Lun 29.01.2007
rosario

CIUDAD

Sentirse en casa

› Por Roberto Fontanarrosa*

Me gusta ir al café porque ahí nunca se habla de cosas importantes. Siempre de pavadas. O, digamos, si uno tiene algo importante que hablar con un amigo (un problema de guita, un asunto de mujeres) se va con este amigo a otra mesa y ahí lo arregla. Cosa de no perturbar la liviandad del grupo. Al menos, siempre ha sido así la cosa en la "Mesa de los Galanes", tanto en "El Cairo" como en "La Sede", el paradero actual, el fondeadero. Entonces, usted termina de trabajar y está cansado. Cansado, fundamentalmente, de prestar atención. Porque, convengamos, ninguno de mis amigos de "El Cairo", han sido de ir a hombrear bolsas al puerto. Lo que cansa, he comprobado, es prestar atención. Y usted debe prestar atención si está haciendo un balance, un dibujo, una factura o un plano. Y eso cansa. Como hablar con alguien a quien usted no conoce mucho y, por eso mismo, no puede permitirse la libertad de bostezar en medio de la charla, o quedarse mirando como un idiota por la ventana hacia la calle. Por lo tanto, llega al boliche y quiere relajarse. Hablar pavadas, eso mismo. Me considero un defensor del "ocio no creativo", el ocio inútil, por el ocio mismo. El ocio ocioso. No entiendo porqué el ocio también debe ser utilitario.

Usted se encuentra allá con los amigos, entonces. Y esa es otra buena. No hay cita previa. No hay que llamar a nadie por teléfono para saber si estará o no estará en el boliche. Usted, mi amigo, va al boliche sabiendo positivamente que allí encontrará, uno, dos, cinco o catorce miembros de la mesa, llueva, truene, garúe o caigan rayos.
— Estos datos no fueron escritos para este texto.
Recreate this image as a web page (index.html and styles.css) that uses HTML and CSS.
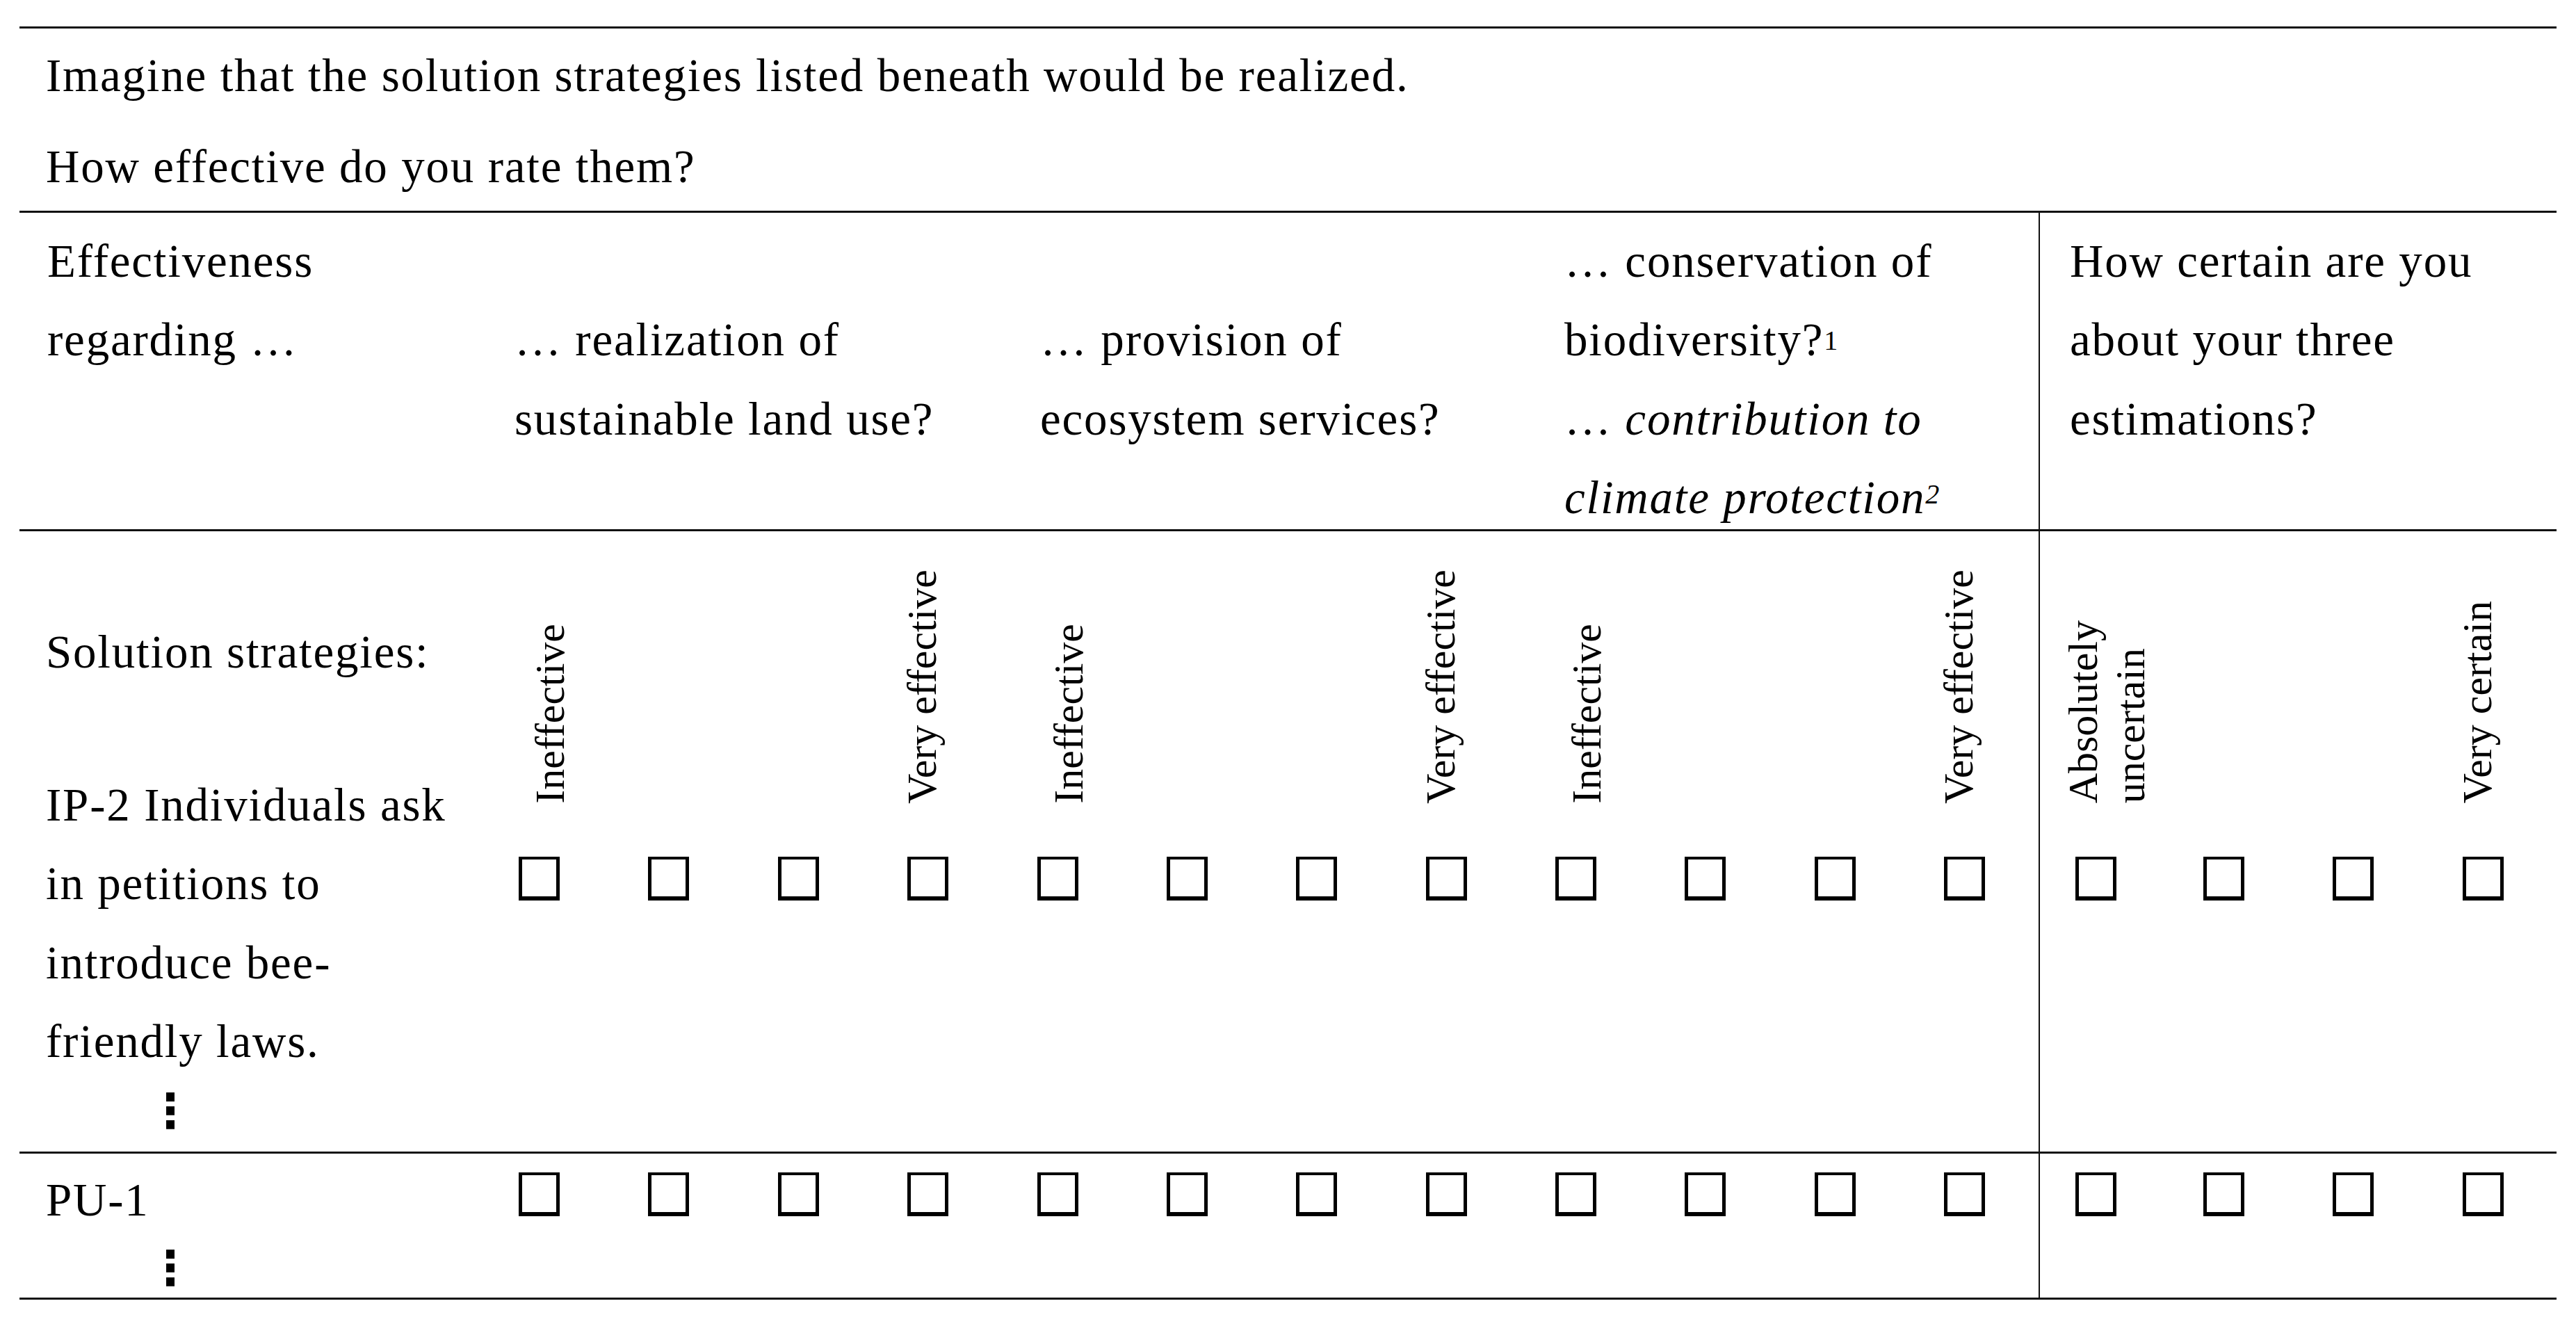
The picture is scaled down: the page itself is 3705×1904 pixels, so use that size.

Y se hablará de fútbol, o de política, o de cine, o de mujeres. Largamente, distendidos, sabiendo que nada de lo que se diga allí podrá ser usado luego en contra suyo. Y uno se afloja. Si quiere escuchar, escucha; si quiere intervenir, interviene; si quiere participar, participa. De repente, usted, mi amigo, decide que prefiere pasarse a otra mesa, donde está alguien (amigo, o amiga, o conocida) que no es del grupo pero con el cual suele conversar. Y se levanta y se va, mi estimado, así como le digo. Ninguno de los muchachos le va a decir, ofendido: "¿Eh viejo! ¿Cómo nos dejas así, con la palabra en la boca?". Nadie se va a sentir en la obligación de explicarle a los demás: "Perdónenlo, es un poco temperamental, pero no es mal tipo", ante lo abrupto de su alejamiento. Después de un tiempo, cuando usted ya agotó su conversación en la otra mesa, cuando ya hizo un par de bromas con alguien que se sienta por el otro lado, usted vuelve, como un señor, tranquilamente. Lo recibirán sin un reproche, sin una sola mirada inquisidora, sin un solo gesto de fastidio. Eso si, de los cinco que estaban sentados antes, encontrará que dos se han ido y que otros tres están recién llegados. Que ya no se habla más de la política sino que se comenta el choque de un mionca con un taxi que pasó la televisión al mediodía. Y usted se vuelve a sentar. Se mete en las bromas internas, habla al pedo, se ríe un poco, tal vez se aburre. Cuando llega el momento, paga su consumición mínima y se va. Al día siguiente, a eso de la tardecita en nuestro caso, el mismo caso. La charla informal, reírse un poco, comentar las noticias, sacar mano. Un cable a tierra. Un recreo. Sentirse más flojo, más liviano. Sentirse bien. Sentirse en casa.

* Texto preliminar del libro Los Bares. Barcos en tierra a orillas del Paraná. (Reynaldo Sietecase-Mario Laus), 1997, Editorial Fundación Ross.